Winterborne Farrington was a separate parish in the south Winterborne valley. Hutchins wrote that by 1773 Winterborne Farringdon was entirely de-populated. Both Farringdon and Winterborne Came were experiencing decline as early as the 14th century. On the site of Winterborne Farringdon only the east gable of St. Germains Church is still standing amid the earthworks of the village it once served.
Other of Dorset’s Medieval Villages’s, which may be noted are:
Modbury is one of two truly deserted villages in the Bride valley north of Bridport, located across the road between Litton Cheney and Burton Bradstock.
Holworth was a village of Saxon origin found on excavation to have had Romano-British occupation on its site. It was part of the Milton Abbey Estate at Domesday.
West Burton and West Ringstead represent two former settlements in a coastal position. West Burton is first mentioned in a Charter of Bindon Abbey in 1313 but was entirely abandoned between the 14th and 15th centuries. West Ringstead is a 10 acre site showing clear outline traces of a village with some remains of the church on land near Ringstead Bay.
Sturthill lies adjacent to its chapel and has a traceable plan.
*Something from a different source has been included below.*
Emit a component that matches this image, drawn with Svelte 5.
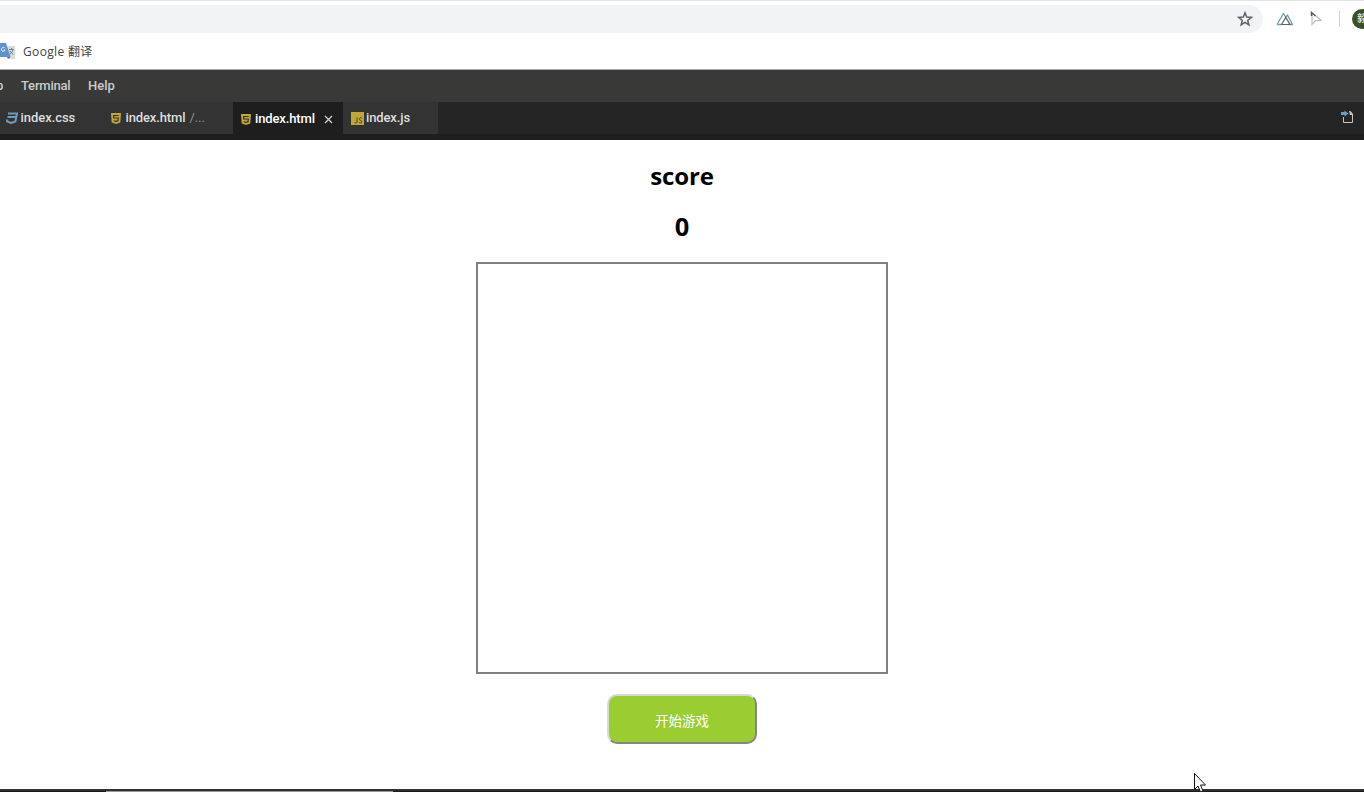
<script>
  const tabs = [
    { kind: 'css', name: 'index.css', cls: 'first' },
    { kind: 'html', name: 'index.html', hint: '/...', cls: 'second' },
    { kind: 'html', name: 'index.html', cls: 'active', close: true },
    { kind: 'js', name: 'index.js', cls: 'last' }
  ];
</script>

<div class="screen">
  <div class="toolbar">
    <div class="address">
      <svg class="star" width="16" height="16" viewBox="0 0 16 16"><path d="M8 1.8l1.7 4.3 4.6.3-3.6 3 1.2 4.5L8 11.4l-3.9 2.5 1.2-4.500-3.600-3 4.600-.3z" fill="none" stroke="#5f6368" stroke-width="1.500" /></svg>
    </div>
    <svg class="peaks" width="18" height="14" viewBox="0 0 18 14"><path d="M1 12.500h4.500M1 12.500L7.500 1.500L10 5.500" fill="none" stroke="#71a0b3" stroke-width="1.300" /><path d="M9 6L11.500 3.200L16.500 12.500H12" fill="none" stroke="#779eac" stroke-width="1.300" /><path d="M5.500 12.500L9.800 5.500L14 12.500z" fill="none" stroke="#59666c" stroke-width="1.200" /></svg>
    <svg class="pointer" width="13" height="16" viewBox="0 0 13 16"><path d="M2 2V13.500L5.500 9.700L11 9.500L5.500 4.500" fill="none" stroke="#b9bcbe" stroke-width="1.200" /><path d="M1.500 5V1.500l4 3.500" fill="none" stroke="#55595c" stroke-width="1.500" /></svg>
    <span class="divider"></span>
    <span class="avatar">毅</span>
  </div>

  <div class="bookmarks">
    <svg width="15" height="16" viewBox="0 0 15 16"><path d="M4 3h11v13H9z" fill="#dadcde" /><path d="M0 0h6l4.500 14H0z" fill="#5f91cd" /><path d="M7 14h3.500L8 16z" fill="#426ca6" /><path d="M9 6.500h5M11.500 5v1.500M13 6.500c-.5 2.500-2 4-3.500 5M9.800 8c1 1.500 2 2.600 3.700 3.500" fill="none" stroke="#6f8589" /><path d="M5 5.300C4.500 4 2 4 1.500 5.800S2.800 9 4.300 8.200L5 7H3.500" fill="none" stroke="#dceaff" /></svg>
    <span>Google 翻译</span>
  </div>

  <nav><span class="cut">p</span><span class="terminal">Terminal</span><span>Help</span></nav>

  <div class="tabs">
    {#each tabs as tab}
      <div class={'tab ' + tab.cls}>
        {#if tab.kind === 'css'}
          <svg width="12" height="12" viewBox="0 0 12 12"><path d="M2 1.500h9L9.400 9.400L5 11L1 9.400L1.400 7.500M1.500 5H9.500" fill="none" stroke="#6e9bbb" stroke-width="2" /></svg>
        {:else if tab.kind === 'html'}
          <svg width="10" height="11" viewBox="0 0 10 11"><path d="M0 0h10L9.300 9.500L5 11L.7 9.500z" fill="#bfa637" /><path d="M7.700 2.500H2.700V5H7.300L7 7.700L5 8.400L2.700 7.700" fill="none" stroke="#373322" stroke-width="1.200" /></svg>
        {:else}
          <svg width="13" height="13" viewBox="0 0 13 13"><path d="M0 0h13v13H0z" fill="#bfa637" /><path d="M6 5.500v4.500c0 1.500-2 1.500-2.300.3M11 6.200C10 5 7.700 6 8.500 7.600C9 8.500 11 8.500 10.900 10C10.800 11.400 8.500 11.300 8 10.200" fill="none" stroke="#4c4527" /></svg>
        {/if}
        <span class="name">{tab.name}</span>
        {#if tab.hint}<span class="hint">{tab.hint}</span>{/if}
        {#if tab.close}<svg class="close" width="9" height="9" viewBox="0 0 9 9"><path d="M1 1l7 7M8 1L1 8" stroke="#d0d0d0" stroke-width="1.300" /></svg>{/if}
      </div>
    {/each}
    <svg class="open" width="13" height="14" viewBox="0 0 13 14"><path d="M2.500 7v5.500h9V4.500" fill="none" stroke="#c5c5c5" /><path d="M8 1h1.500L12 4v1H9z" fill="#c5c5c5" /><path d="M0 2h3.500V.5L7.500 3.500L3.500 6.500V5H0z" fill="#6c9dc0" /></svg>
  </div>

  <main>
    <h1>score</h1>
    <h2>0</h2>
    <div class="board"></div>
    <button>开始游戏</button>
  </main>
  <footer><span></span></footer>
  <svg class="cursor" width="14" height="22" viewBox="0 0 14 22"><path d="M1.500 1.500V17.500L5 14L7.500 20L10 19L7.500 13H12.500z" fill="#fff" stroke="#111" stroke-width="1" /></svg>
</div>

<style>
  :global(body) { margin: 0; overflow: hidden; background: #fff; }
  svg { display: block; flex: none; }
  .screen { width: 1364px; height: 792px; position: relative; overflow: hidden; display: flex; flex-direction: column; background: #fff; font-family: Roboto, "Noto Sans CJK SC", sans-serif; }
  .toolbar { box-sizing: border-box; height: 33px; flex: none; display: flex; align-items: center; border-top: 1px solid #e2e5e8; padding-top: 4px; }
  .address { width: 1263px; height: 28px; flex: none; border-radius: 0 14px 14px 0; background: #f1f3f4; display: flex; align-items: center; justify-content: flex-end; padding-right: 10px; box-sizing: border-box; }
  .peaks { margin-left: 13px; }
  .pointer { margin-left: 16px; }
  .divider { width: 1px; height: 16px; flex: none; margin-left: 16px; background: #cdd0d3; }
  .avatar { width: 20px; height: 20px; flex: none; margin-left: 12px; border-radius: 50%; background: #3b5026; color: #e3e4df; font-size: 10px; font-weight: 500; line-height: 20px; text-align: center; }
  .bookmarks { box-sizing: border-box; height: 37px; flex: none; display: flex; align-items: center; border-bottom: 1px solid #aaa; color: #404346; font: 12px/18px "Open Sans", "Noto Sans CJK SC", sans-serif; letter-spacing: .35px; }
  .bookmarks span { margin: 2px 0 0 8px; }
  nav { height: 32px; flex: none; display: flex; align-items: center; background: #393937; color: #cbcbca; font: 500 13px/18px Roboto, sans-serif; }
  .cut { margin-left: -4px; width: 8px; }
  .terminal { width: 49px; margin: 0 18px 0 17px; letter-spacing: -.2px; }
  .tabs { height: 32px; flex: none; display: flex; align-items: center; background: #252525; border-bottom: 6px solid #1e1e1e; color: #dedede; font: 500 13px/18px Roboto, sans-serif; }
  .tab { height: 32px; box-sizing: border-box; display: flex; align-items: center; flex: none; background: #333; }
  .first { width: 104px; padding-left: 6px; }
  .second { width: 129px; padding-left: 7px; }
  .active { width: 110px; padding: 2px 0 0 8px; background: #1e1e1e; color: #fff; }
  .last { width: 95px; padding-left: 8px; }
  .name { margin-left: 4px; letter-spacing: -.12px; }
  .second .name { margin-left: 4.500px; }
  .first .name { margin-left: 2.500px; letter-spacing: -.05px; }
  .last .name { margin-left: 2px; letter-spacing: -.12px; }
  .hint { margin-left: 4px; color: #929292; font-weight: 400; letter-spacing: -.1px; }
  .close { margin-left: 9px; }
  .open { margin: 0 10px 2px auto; }
  main { height: 649px; flex: none; display: flex; flex-direction: column; align-items: center; color: #000; }
  h1, h2 { margin: 0; font: 700 24px/34px "Open Sans", sans-serif; }
  h1 { margin-top: 19px; letter-spacing: -.15px; }
  h2 { margin-top: 16px; font-size: 25.500px; }
  .board { box-sizing: border-box; width: 412px; height: 412px; margin-top: 19px; border: 2px solid #808080; flex: none; }
  button { width: 150px; height: 50px; margin-top: 20px; padding: 1px 0 0; border: 2px solid; border-color: #d7d9d4 #858585 #858585 #d7d9d4; border-radius: 10px; background: #9acd32; color: #fff; font: 13.500px/20px "Noto Sans CJK SC", sans-serif; flex: none; }
  footer { height: 3px; flex: none; box-sizing: border-box; padding-top: 2px; background: linear-gradient(#303030 2px, #1a1a1a 2px); }
  footer span { display: block; width: 287px; height: 1px; margin-left: 106px; background: #999; }
  .cursor { position: absolute; left: 1193px; top: 772px; }
</style>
It was disused and in ruins after the 17th century.
Colber is the only authentic deserted village site north of the chalkland belt. It lay west of the Stour opposite Sturminster Newton. Eight acres in size it was a royal manor at Domesday, but is now only a parcel of empty open ground.
Gatemerston is the only instance so far known of a hamlet being spontaneously evacuated by fire. Its exact location is no longer known, but is thought to lie on the West to East Lulworth road.